I know that I often go through many emotions in just a few moments. I'm not sure if being creative helps me process these emotions, because it helps me find a way to deal with them. But I have noticed that rarely do I feel just happy or sad but a mixture of the two. I often feel this bittersweetness that makes me want to share this experience with others but in a less literal more transcendental way that they can relate to as well. So I can express myself & so that others can feel less alone in their darker times...
That is just my nature though. I'm not sure if others feel this way.
At other times my creativity makes me want to destroy everything & this at times can be scary/takes a lot of courage to get through these moments.
http://www.threeinsights.net/book/
I believe that without some dissatisfaction with the world there would be no desire to make it better by creating beauty, and thus there would be no art. If there's a heaven (which I don't believe) there isn't any art there.
I'm not buying it. Much if not most of the music of Mozart and Bach and even some of the music of Beethoven is happy, even exuberantly joyous. This idea that the artist must be a tortured soul who when he's not creating art is busy drinking or doping himself to death is of quite recent growth.
"Got to pay your dues if you wanna sing the blues,
And you know it don't come easy.
You don't have to shout or leap about,
You can even play them easy."
On the other hand, I find I'm more productive when I'm in a good mood.
If you are honestly saying that being stressed and miserable is what lifts you up to be your most productive then I say you are intellectually lying to yourself.

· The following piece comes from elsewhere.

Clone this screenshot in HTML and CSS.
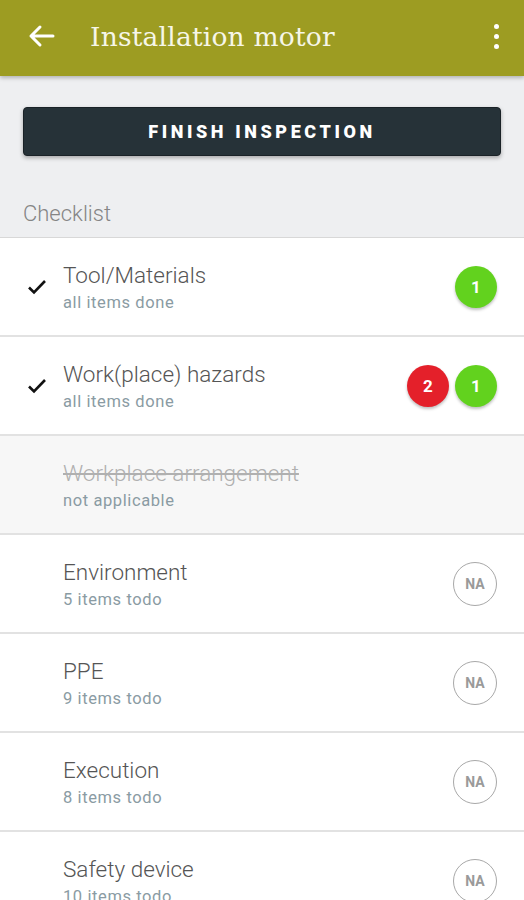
FILE: index.html
```html
<!DOCTYPE html>
<html lang="en">
<head>
  <meta charset="UTF-8" />
  <meta name="viewport" content="width=device-width, initial-scale=1.0"/>
  <title>Installation motor</title>
  <link rel="stylesheet" href="styles.css">
</head>
<body>

  <header class="toolbar">
    <svg class="back" width="28" height="24" viewBox="0 0 28 24">
      <path d="M26 12H4M13 3l-9 9 9 9" fill="none" stroke="#fff" stroke-width="3" stroke-linecap="round" stroke-linejoin="round"/>
    </svg>
    <h1>Installation motor</h1>
    <div class="kebab"><span></span><span></span><span></span></div>
  </header>

  <div class="actions">
    <button class="finish">FINISH INSPECTION</button>
  </div>

  <div class="section-label">Checklist</div>

  <ul class="checklist">
    <li class="row">
      <div class="mark">
        <svg width="20" height="16" viewBox="0 0 20 16"><path d="M2 8.5l5 5L18 2" fill="none" stroke="#111" stroke-width="2.6"/></svg>
      </div>
      <div class="text">
        <div class="title">Tool/Materials</div>
        <div class="sub">all items done</div>
      </div>
      <div class="badges"><span class="badge green">1</span></div>
    </li>
    <li class="row">
      <div class="mark">
        <svg width="20" height="16" viewBox="0 0 20 16"><path d="M2 8.5l5 5L18 2" fill="none" stroke="#111" stroke-width="2.6"/></svg>
      </div>
      <div class="text">
        <div class="title">Work(place) hazards</div>
        <div class="sub">all items done</div>
      </div>
      <div class="badges"><span class="badge red">2</span><span class="badge green">1</span></div>
    </li>
    <li class="row disabled">
      <div class="mark"></div>
      <div class="text">
        <div class="title">Workplace arrangement</div>
        <div class="sub">not applicable</div>
      </div>
    </li>
    <li class="row">
      <div class="mark"></div>
      <div class="text">
        <div class="title">Environment</div>
        <div class="sub">5 items todo</div>
      </div>
      <div class="badges"><span class="badge na">NA</span></div>
    </li>
    <li class="row">
      <div class="mark"></div>
      <div class="text">
        <div class="title">PPE</div>
        <div class="sub">9 items todo</div>
      </div>
      <div class="badges"><span class="badge na">NA</span></div>
    </li>
    <li class="row">
      <div class="mark"></div>
      <div class="text">
        <div class="title">Execution</div>
        <div class="sub">8 items todo</div>
      </div>
      <div class="badges"><span class="badge na">NA</span></div>
    </li>
    <li class="row">
      <div class="mark"></div>
      <div class="text">
        <div class="title">Safety device</div>
        <div class="sub">10 items todo</div>
      </div>
      <div class="badges"><span class="badge na">NA</span></div>
    </li>
  </ul>

</body>
</html>
```

FILE: styles.css
```css
body {
  font-family: Roboto, "Noto Sans", sans-serif;
  margin: 0;
  background: #eeeff1;
  overflow: hidden;
}
.toolbar {
  height: 76px;
  background: #9d9c22;
  display: flex;
  align-items: center;
  padding: 0 27px 4px;
  box-sizing: border-box;
  box-shadow: 0 2px 4px rgba(0, 0, 0, 0.25);
  position: relative;
}
.toolbar h1 {
  flex: 1;
  margin: 0 0 0 35px;
  font-family: "DejaVu Serif", serif;
  font-weight: normal;
  font-size: 26.5px;
  color: #f6f6e8;
  letter-spacing: 0.2px;
}
.kebab {
  display: flex;
  flex-direction: column;
  gap: 5px;
  margin-right: -2px;
}
.kebab span {
  width: 5px;
  height: 5px;
  border-radius: 50%;
  background: #fff;
}
.actions {
  padding: 31px 23px 0;
}
.finish {
  width: 100%;
  height: 49px;
  background: #263238;
  border: 1px solid #1a2227;
  border-radius: 4px;
  color: #fff;
  font-family: Roboto, sans-serif;
  font-weight: 900;
  font-size: 18px;
  letter-spacing: 3.6px;
  box-shadow: 0 2px 4px rgba(0, 0, 0, 0.3);
}
.section-label {
  padding: 45px 23px 11px;
  font-size: 22px;
  font-weight: 300;
  color: #858585;
  border-bottom: 1px solid #d8d8d8;
}
.checklist {
  list-style: none;
  margin: 0;
  padding: 0;
}
.row {
  display: flex;
  align-items: center;
  height: 97px;
  background: #fff;
  border-bottom: 2px solid #e2e2e2;
  padding-right: 27px;
}
.row.disabled {
  background: #f7f7f7;
}
.mark {
  width: 63px;
  flex-shrink: 0;
  display: flex;
  justify-content: flex-start;
  padding-left: 27px;
  box-sizing: border-box;
}
.text {
  flex: 1;
}
.title {
  font-size: 22.5px;
  font-weight: 300;
  color: #555;
  margin-bottom: 5px;
}
.sub {
  font-size: 16.5px;
  color: #8a9ba3;
  letter-spacing: 0.6px;
}
.disabled .title {
  color: #b0b0b0;
  text-decoration: line-through;
}
.badges {
  display: flex;
  gap: 6px;
}
.badge {
  width: 42px;
  height: 42px;
  border-radius: 50%;
  display: flex;
  align-items: center;
  justify-content: center;
  color: #fff;
  font-weight: bold;
  font-size: 17px;
  box-sizing: border-box;
}
.green {
  background: #62d21e;
  box-shadow: 0 2px 3px rgba(0, 0, 0, 0.25);
}
.red {
  background: #e4202a;
  box-shadow: 0 2px 3px rgba(0, 0, 0, 0.25);
}
.na {
  width: 44px;
  height: 44px;
  border: 1.5px solid #a8a8a8;
  color: #9a9a9a;
  font-size: 14px;
}
```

If you were being sarcastic then that was funny.
Often pain is what brought forth their best art and when they reached worldwide success, their work seemed lazier and content, it no longer grabbed the attention of the masses as people like to be around happy people and positive messages but they "tune in" to people who are suffereing as it becomes something most can relate to. Still ... both sides have equal contributions they make becuase in the end we ALL have both happy and depression co-exisiting in our lives and we choose which to listen to depending on our state of mind.
I really enjoyed Pamela Grundy's posts. Creatively speaking, I choose to create art whether I am inspired or not. I have no desire to only paint or write when I am 'happy' or 'sad'. True art comes from the beauty of every emotion, and to be able to transmit them into a form that others appreciate is also beautiful.
But over time the blues have given us more of them.
Which is better?
The creativity itself is all that matters.